Passover is an ancient festival, celebrated to this day, but not one in the Christian calendar. In the Church, however, we are heirs of this tradition and may learn that Passover is a festival that is ever new and ever present. Notice the psalm for today: “Sing to the LORD a new song” (Ps 149:1). This new song is as much a brand-new song, as one well known and sung before but sung now, in the present. The words may be from yesterday, even from the imagination and experience of another, but it is being sung today, sung now.
Whatever else we may glean from the story of being wronged or sinned against in the reading in the Gospel according to Matthew today, and in the background is a serious dispute of some sort, there is an immediacy, even urgency to sort out the matter and not to leave it.
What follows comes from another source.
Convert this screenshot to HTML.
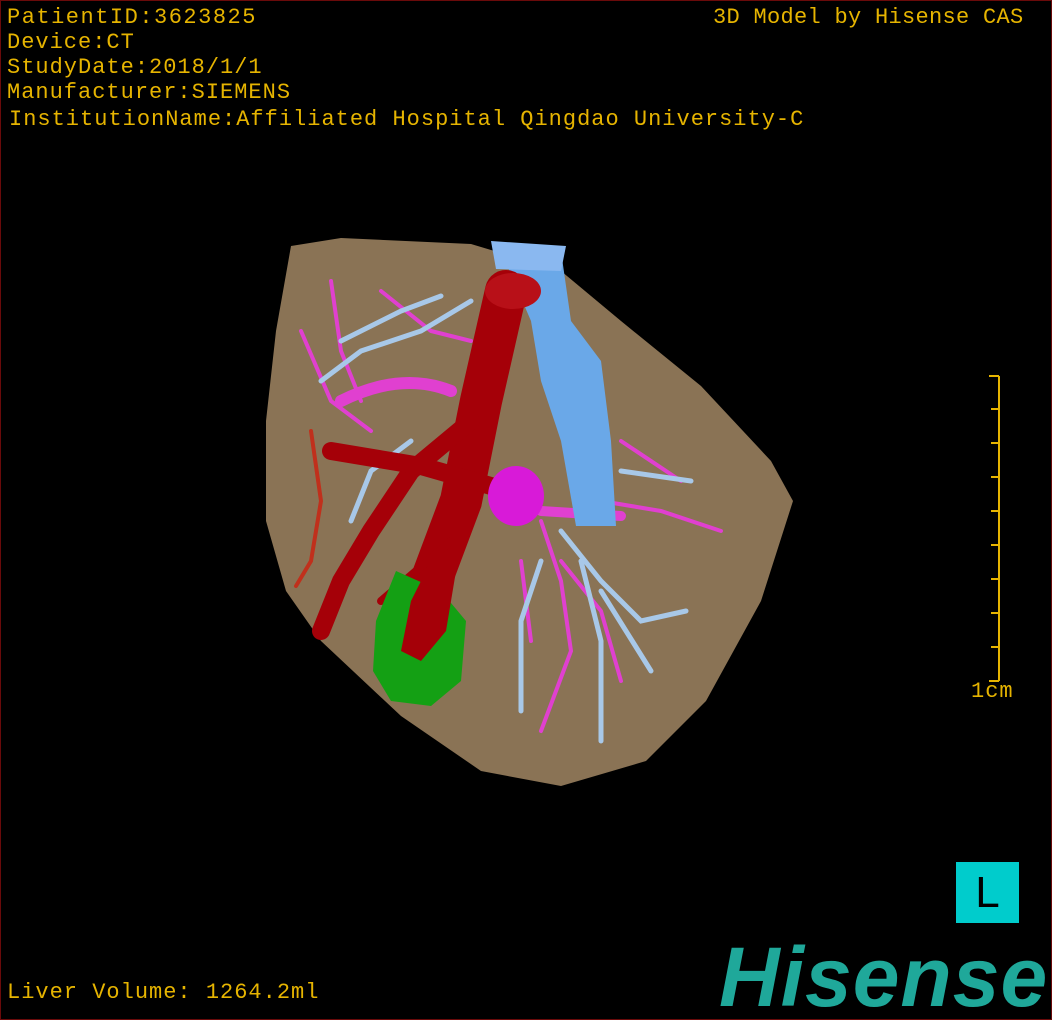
<!DOCTYPE html>
<html><head><style>
html,body{margin:0;padding:0;background:#000}
#w{position:relative;width:1050px;height:1018px;border:1px solid #6a0a0a;overflow:hidden;background:#000;font-family:"Liberation Sans","Noto Sans CJK SC",sans-serif}
.t{position:absolute;color:#e6b400;font-family:"Liberation Mono",monospace;font-size:22px;letter-spacing:1px;white-space:nowrap;line-height:25px}
</style></head><body><div id="w">
<svg width="1050" height="1018" style="position:absolute;left:0;top:0">
<path d="M290,245 L340,237 L470,243 L560,270 L620,320 L700,385 L770,460 L792,500 L760,600 L705,700 L645,760 L560,785 L480,770 L400,715 L320,640 L285,590 L265,520 L265,420 L275,330 Z" fill="#8a7355"/>
<g fill="none" stroke-linecap="round">
<g stroke="#e040d0" stroke-width="4">
<path d="M300,330 L330,400 L370,430 M330,280 L340,350 L360,400 M380,290 L430,330 L470,340 M540,520 L560,580 L570,650 L540,730 M560,560 L600,610 L620,680 M600,500 L660,510 L720,530 M620,440 L680,480 M520,560 L530,640"/>
<path d="M340,400 Q400,370 450,390" stroke-width="12"/>
<path d="M540,510 L620,515" stroke-width="10"/>
</g>
<g stroke="#a8c8e8" stroke-width="5">
<path d="M320,380 L360,350 L420,330 L470,300 M340,340 L400,310 L440,295 M560,530 L600,580 L640,620 L685,610 M580,560 L600,640 L600,740 M540,560 L520,620 L520,710 M620,470 L690,480 M350,520 L370,470 L410,440 M600,590 L650,670"/>
</g>
<path d="M560,250 L570,320 L600,360 L610,440 L615,525 L575,525 L560,440 L540,380 L530,320 L500,250 Z" fill="#6aa8e8" stroke="none"/>
<path d="M490,240 L565,245 L560,270 L495,268 Z" fill="#8ab8f0" stroke="none"/>
<g stroke="#a50008">
<path d="M505,290 L480,400 L460,500 L430,580 L410,650" stroke-width="42"/>
<path d="M470,420 L410,470 L370,530 L340,580 L320,630" stroke-width="18"/>
<path d="M330,450 L420,465 L490,485" stroke-width="18"/>
<path d="M450,540 L380,600" stroke-width="8"/>
<path d="M310,430 L320,500 L310,560 L295,585" stroke-width="4" stroke="#c0301c"/>
</g>
<ellipse cx="512" cy="290" rx="28" ry="18" fill="#b81018" stroke="none"/>
<ellipse cx="515" cy="495" rx="28" ry="30" fill="#d81ad8" stroke="none"/>
<path d="M395,570 L440,590 L465,620 L460,680 L430,705 L390,700 L372,670 L375,620 Z" fill="#14a014" stroke="none"/>
<path d="M410,600 L430,560 L460,540 L445,630 L420,660 L400,650 Z" fill="#a50008" stroke="none"/>
</g>
<g stroke="#e6b400" stroke-width="2">
<line x1="998" y1="375" x2="998" y2="680"/>
<line x1="988" y1="375" x2="998" y2="375"/><line x1="990" y1="408" x2="998" y2="408"/><line x1="990" y1="442" x2="998" y2="442"/><line x1="990" y1="476" x2="998" y2="476"/><line x1="990" y1="510" x2="998" y2="510"/><line x1="990" y1="544" x2="998" y2="544"/><line x1="990" y1="578" x2="998" y2="578"/><line x1="990" y1="612" x2="998" y2="612"/><line x1="990" y1="646" x2="998" y2="646"/><line x1="988" y1="680" x2="998" y2="680"/>
</g>
</svg>
<div class="t" style="left:6px;top:4px;letter-spacing:1.5px">PatientID:3623825</div>
<div class="t" style="left:6px;top:29px">Device:CT</div>
<div class="t" style="left:6px;top:54px">StudyDate:2018/1/1</div>
<div class="t" style="left:6px;top:79px">Manufacturer:SIEMENS</div>
<div class="t" style="left:8px;top:106px">InstitutionName:Affiliated Hospital Qingdao University-C</div>
<div class="t" style="left:712px;top:4px;letter-spacing:0.3px">3D Model by Hisense CAS</div>
<div class="t" style="left:970px;top:678px">1cm</div>
<div class="t" style="left:6px;top:979px">Liver Volume: 1264.2ml</div>
<div style="position:absolute;left:955px;top:861px;width:63px;height:61px;background:#00cccc;color:#000;font-size:44px;line-height:61px;text-align:center">L</div>
<div style="position:absolute;left:718px;top:934px;color:#1fa89a;font-size:84px;font-weight:bold;font-style:italic;letter-spacing:1px;line-height:84px">Hisense</div>
</div></body></html>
At the end of the reading we recall when there are only two or three people gathered, that Jesus is there. Not will be. Not was. Is there, among us, within the community of mutual support, formed by one called “Lord”, sharing a common meal.
We have not been able to share in this common meal, which we call Holy Communion, for over five months now. And we are not yet able to share it. These last months, however, have taught us very pointedly what it means to be community, even without that meal, for the eternal presence of Jesus is still with us. And remains with us, to the end of the age (Mt 28:20).
O God, you bear all people ever on your heart and mind.
We know that you watch over us with your protecting love,
that, strengthened by your grace and led by your Spirit,
we continue to seek your way for us,
and then enter your glory, made ready for all in Christ our Lord. Amen.